You don't have to mark quick_sort inline — unless you are implementing the function in a header, in which case all non-template functions need to be inline in order to prevent ODR violations.

display_vector

This function has a bug: the function accesses invalid memory if to_display is empty, in which case to_display.size() - 1 returns SIZE_MAX (which is typically 4294967295 or 18446744073709551615) instead of -1, since to_display.size() is an unsigned value! The empty case needs to be handled specially anyway. For other cases, use std::ostream_iterator (defined in header <iterator>):

void display_vector(const std::vector<int>& to_display)
{
    if (to_display.empty()) {
       return;
    }
    std::copy(to_display.begin(), to_display().end() - 1,
              std::ostream_iterator<int>{std::cout, ", "});
    std::cout << to_display.back() << '\n';
}

Answer 2

Thank you for not using using namespace std;.

Enclosing all blocks of code in {} is a good practice that I promote, so thank you for that good practice as well.

In C and C++ you don't really need that large block of function declarations at the top if all the functions are in the proper order, but in some cases this is a matter of style, in other cases if 2 functions call each other function prototypes are necessary.

Missing Header File

To use and as the logical AND operator the header file iso646.h should be included, otherwise it might be better to use && as the logical AND operator. Not all C++ compilers include this by default.

Proper Testing of Sort Functions

If you really want to properly test the functions you should have a vector that has the properly sorted values to compare the returned values of the a sort function.

Not All Functions are Used

This is sometimes a sign that the code is not ready for review or Ready for Use by Others (RFUBO). In this case I believe it is because the testing hasn't really been thought out and only one test will work at a time.

One way to correct this is to not use the input vector as the output. Instead each sort function can return a sorted vector rather than each function being void.

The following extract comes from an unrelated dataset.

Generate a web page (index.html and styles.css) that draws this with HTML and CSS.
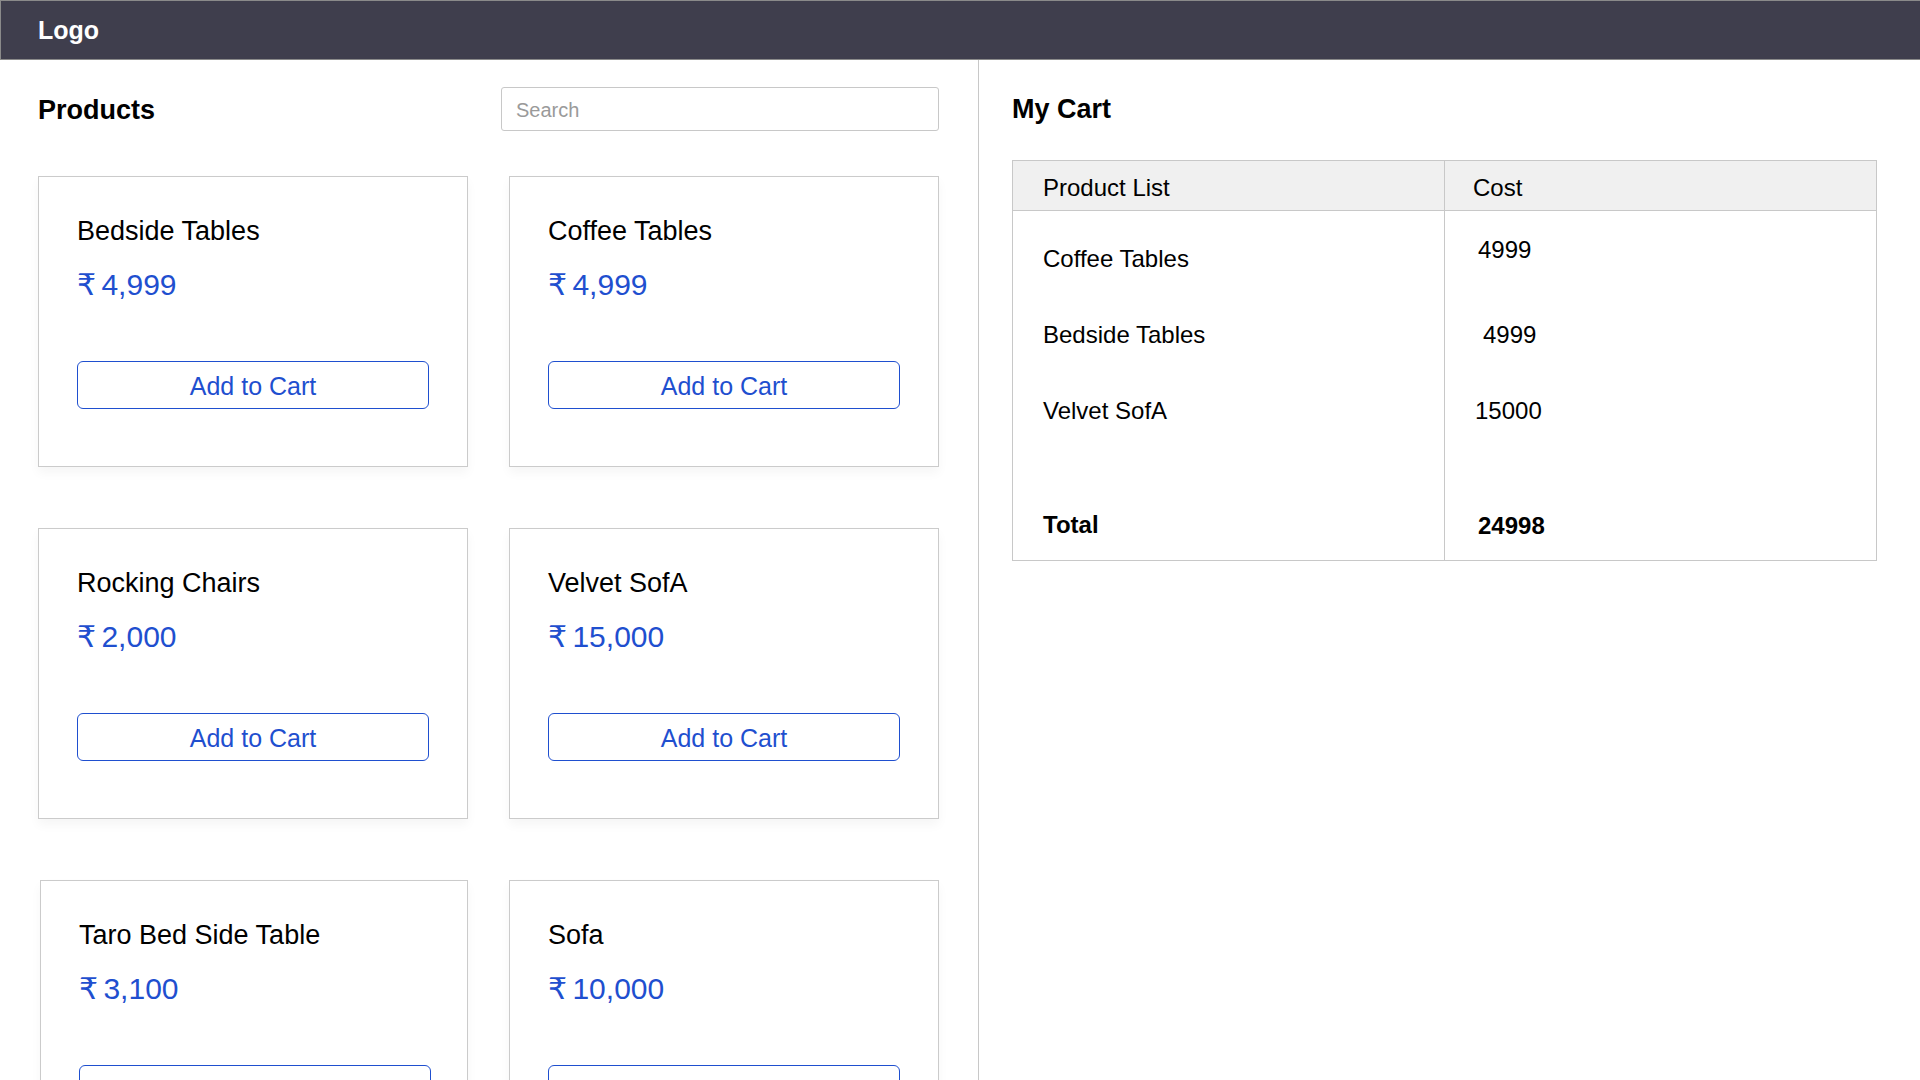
FILE: index.html
```html
<!DOCTYPE html>
<html lang="en">
<head>
<meta charset="utf-8">
<title>Products</title>
<link rel="stylesheet" href="styles.css">
</head>
<body>
<header class="topbar"><span class="logo">Logo</span></header>
<main class="layout">
  <section class="products">
    <div class="products-head">
      <h2 class="section-title">Products</h2>
      <input class="search" type="text" placeholder="Search">
    </div>
    <div class="grid">
      <div class="card">
        <div class="card-title">Bedside Tables</div>
        <div class="card-price"><span class="rupee">₹</span> 4,999</div>
        <button class="add-btn">Add to Cart</button>
      </div>
      <div class="card">
        <div class="card-title">Coffee Tables</div>
        <div class="card-price"><span class="rupee">₹</span> 4,999</div>
        <button class="add-btn">Add to Cart</button>
      </div>
      <div class="card">
        <div class="card-title">Rocking Chairs</div>
        <div class="card-price"><span class="rupee">₹</span> 2,000</div>
        <button class="add-btn">Add to Cart</button>
      </div>
      <div class="card">
        <div class="card-title">Velvet SofA</div>
        <div class="card-price"><span class="rupee">₹</span> 15,000</div>
        <button class="add-btn">Add to Cart</button>
      </div>
      <div class="card card-nudge">
        <div class="card-title">Taro Bed Side Table</div>
        <div class="card-price"><span class="rupee">₹</span> 3,100</div>
        <button class="add-btn">Add to Cart</button>
      </div>
      <div class="card">
        <div class="card-title">Sofa</div>
        <div class="card-price"><span class="rupee">₹</span> 10,000</div>
        <button class="add-btn">Add to Cart</button>
      </div>
    </div>
  </section>
  <section class="cart">
    <h2 class="section-title cart-title">My Cart</h2>
    <table class="cart-table">
      <thead>
        <tr><th class="col-name">Product List</th><th class="col-cost">Cost</th></tr>
      </thead>
      <tbody>
        <tr class="row-first"><td class="name">Coffee Tables</td><td class="cost">4999</td></tr>
        <tr><td class="name">Bedside Tables</td><td class="cost cost-shift">4999</td></tr>
        <tr><td class="name">Velvet SofA</td><td class="cost cost-left">15000</td></tr>
        <tr class="row-total"><td class="name">Total</td><td class="cost">24998</td></tr>
      </tbody>
    </table>
  </section>
</main>
</body>
</html>
```
FILE: styles.css
```css
* { box-sizing: border-box; }
html, body { margin: 0; padding: 0; }
body {
  font-family: "Liberation Sans", Arial, "DejaVu Sans", sans-serif;
  color: #000;
  background: #fff;
  width: 1920px;
  height: 1080px;
  overflow: hidden;
}
.topbar {
  height: 60px;
  background: #3f3e4d;
  border: 1px solid #8a8a8a;
  border-right: none;
  display: flex;
  align-items: center;
  padding-left: 37px;
}
.logo {
  color: #fff;
  font-weight: bold;
  font-size: 25px;
  line-height: 28px;
  margin-top: -1px;
}
.layout {
  display: flex;
  height: 1020px;
}
.products {
  width: 979px;
  border-right: 1px solid #c8c8c8;
  padding: 27px 39px 0 38px;
}
.products-head {
  display: flex;
  align-items: center;
  justify-content: space-between;
  height: 44px;
  margin-bottom: 45px;
}
.section-title {
  margin: 0;
  font-size: 27px;
  line-height: 30px;
  font-weight: bold;
}
.products-head .section-title { margin-top: 2px; }
.search {
  width: 438px;
  height: 44px;
  border: 1px solid #c8c8c8;
  border-radius: 3px;
  padding: 2px 14px 0 14px;
  font-family: inherit;
  font-size: 20px;
  color: #333;
  outline: none;
}
.search::placeholder { color: #9a9a9a; }
.grid {
  display: grid;
  grid-template-columns: 430px 430px;
  column-gap: 41px;
  row-gap: 61px;
}
.card {
  height: 291px;
  border: 1px solid #cbcbcb;
  box-shadow: 0 6px 10px rgba(0, 0, 0, 0.04);
  padding: 39px 38px 0 38px;
  background: #fff;
}
.card-nudge { margin-left: 2px; }
.card-title {
  font-size: 27px;
  line-height: 31px;
}
.card-price {
  margin-top: 21px;
  font-size: 30px;
  line-height: 34px;
  color: #1f4fcf;
}
.rupee { margin-right: -3px; }
.add-btn {
  display: block;
  margin-top: 59px;
  width: 352px;
  height: 48px;
  border: 1.5px solid #1f4fcf;
  border-radius: 6px;
  background: #fff;
  color: #1f4fcf;
  font-family: inherit;
  font-size: 25px;
  padding: 3px 0 0 0;
}
.cart {
  flex: 1;
  padding: 0 44px 0 33px;
}
.cart-title {
  margin: 34px 0 36px 0;
}
.cart-table {
  width: 865px;
  border-collapse: collapse;
  border: 1px solid #c8c8c8;
  table-layout: fixed;
}
.cart-table th {
  height: 50px;
  background: #f0f0f0;
  font-weight: normal;
  text-align: left;
  font-size: 24px;
  border-bottom: 1px solid #c8c8c8;
  padding: 4px 0 0 0;
}
.col-name { width: 432px; padding-left: 30px !important; border-right: 1px solid #c8c8c8; }
.col-cost { padding-left: 28px !important; }
.cart-table td {
  font-size: 24px;
  height: 76px;
  vertical-align: middle;
  padding: 0;
}
.cart-table td.name { padding-left: 30px; padding-top: 0; border-right: 1px solid #c8c8c8; }
.cart-table td.cost { padding-left: 33px; }
.row-first td { height: 86px; }
.row-first td.name { padding-top: 10px; }
.row-first td.cost { padding-top: 0; padding-bottom: 8px; }
.cost-shift { padding-left: 38px !important; }
.cost-left { padding-left: 30px !important; }
.row-total td {
  height: 112px;
  vertical-align: bottom;
  padding-bottom: 20px;
  font-weight: bold;
}
.row-total td.name { padding-top: 0; padding-bottom: 21px; }
```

std::vector<int> bubble_sort(std::vector<int> to_sort);
std::vector<int>  insertion_sort(std::vector<int> to_sort);

bool vectors_are_equal(std::vector<int> sorted, std::vector<int> control)
{
    if (sorted.size() != control.size())
    {
        return false;
    }

    for (int i = 0; i < control.size(); i++)
    {
        if (sorted[i] != control[i])
        {
            return false;
        }
    }

    return true;
}

int main()
{
    std::vector<int> vector_to_sort = { 10, 8, 4, 1, 8, 3, 2, 9, 1, -5 };
    std::vector<int> control = { -5, 1, 1, 2, 3, 4, 8, 8, 9, 10};

    std::vector<int> sorted_vector = bubble_sort(vector_to_sort);
    std::cout << "Bubble Sort Test " << ((vectors_are_equal(sorted_vector, control)) ? "Passed" : "Failed") << "\n";
    display_vector("Bubble Sort", sorted_vector);
    std::cout << "\n";

    sorted_vector.clear();
    sorted_vector = insertion_sort(vector_to_sort);
    std::cout << "Insertion Sort Test " << ((vectors_are_equal(sorted_vector, control)) ? "Passed" : "Failed") << "\n";
    display_vector("Insertion Sort", sorted_vector);

}

It might be interesting to add timing to the tests to see what's faster. It might also be interesting to use a random number generator to populate the vector_to_sort, and larger ranges of numbers would also be interesting.

Note I've changed the order of some of the values in the vector_to_sort so that there are a couple of worst case scenarios.

Much code duplication of testing could be corrected by a function that takes the name and a function pointer of the sort to be tested.

Inline Functions

The C++ keyword inline is obsolete, current optimizing compilers do a much better job of inlining functions as necessary.